The HLPE launches its latest report at FAO Headquarters in Rome, Italy, on June 27, 2017. Photo ©FAO/Giulio Napolitano

The High Level Panel of Experts (HLPE) launched on June 27 a landmark report on sustainable forestry for food security and nutrition (FSN). The HLPE is the independent science-policy interface of the United Nations Committee on World Food Security (CFS). It provides a comprehensive evidence base for the political, multistakeholder discussions at the CFS.

The launch marked the first time that the CFS discussed the contributions of forests and trees to world food security, and how to enhance them. This is a very significant debate at UN level.

The CGIAR Research Program on Forests, Trees and Agroforestry (FTA) welcomes this report, and is proud to have significantly contributed to its elaboration by providing science and knowledge. The project team leader for the report, Terry Sunderland, a Centre for International Forestry Research (CIFOR) scientist, is also a research cluster leader for FTA.

Forest and trees: key to food security and nutrition

FTA Director Vincent Gitz speaks during the launch of the HLPE report at FAO Headquarters in Rome. Photo ©FAO/Giulio Napolitano

The report presents a very compelling argument for the contribution of forests across the four major dimensions of food security and nutrition, which are availability, access, utilization and stability.

Forests and trees contribute directly and indirectly to food security and nutrition in many ways: the provision of food, primary energy (wood fuel for cooking), employment and income, and ecosystems services such as water regulation, soil protection, pest control pollination, and protection of biodiversity, which are all critical for sustainable food security and nutrition.

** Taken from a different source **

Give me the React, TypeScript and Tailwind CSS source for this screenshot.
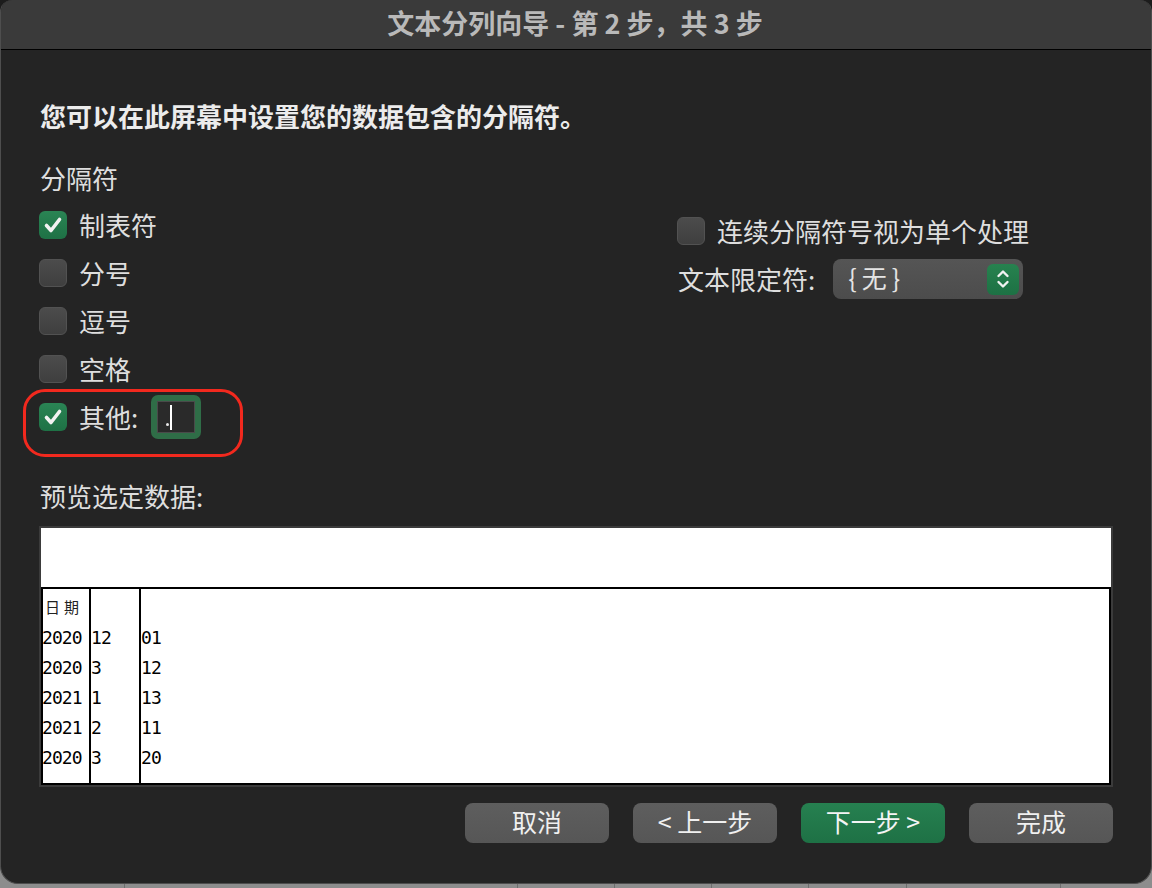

In addition, they play an important role in climate change mitigation at the global level, and adaptation at the local level, particularly in certain areas of the world and especially for those communities, often the most marginalized, that rely on forests for their livelihoods.

A new perspective, beyond arbitrary divides

A novelty of this report is that it goes beyond and leaves behind the traditional and somewhat arbitrary divides and distinctions between forest types and definitions, toward a more holistic approach to the roles of forests and trees, and the diversity of situations and roles of trees in landscapes, agriculture, farms and food systems, as key contributors to sustainable development, food security and nutrition.

Recommendations

The report makes 37 recommendations, grouped under the following seven headings, which pave the way for an action agenda on forests and trees for food security and nutrition:

  1. Rapporteur Francois Pythoud (left to right), FAO Deputy Director-General Climate and Natural Resources Maria Helena Semedo, HLPE Chairperson Patrick Caron, CFS Chairperson Amira Gornass, Project Team Leader Terry Sunderland and HLPE Coordinator Nathanael Pingault launch the report at FAO Headquarters. Photo ©FAO/Giulio Napolitano

    Develop and use policy-relevant knowledge on the direct and indirect contributions of forests and trees to FSN

  2. Enhance the role of forests in environmental processes at all scales without compromising the right to adequate food of forest-dependent people
  3. Support the contributions of forests to improve livelihoods and economies for FSN
  4. Promote multifunctional landscapes for FSN that integrate forests and trees as key components
  5. Acknowledge the importance and strengthen the role of forests and trees in enhancing resilience at landscape, community and household levels for FSN 
  6. Recognize and respect land and natural resource tenure and use rights over forests and trees for FSN
  7. Strengthen inclusive forest governance systems across sectors and scales for FSN

Implications for the research agenda, and for FTA

This report, at the same time as taking stock of the breadth of existing knowledge on the role of forests and tree-based systems for FSN and their potential contribution to reducing global hunger and malnutrition, also highlights the need for further data collection and analysis that will enable the case-by-case assessment all of these contributions, whom they benefit, and at which geographical and temporal scales.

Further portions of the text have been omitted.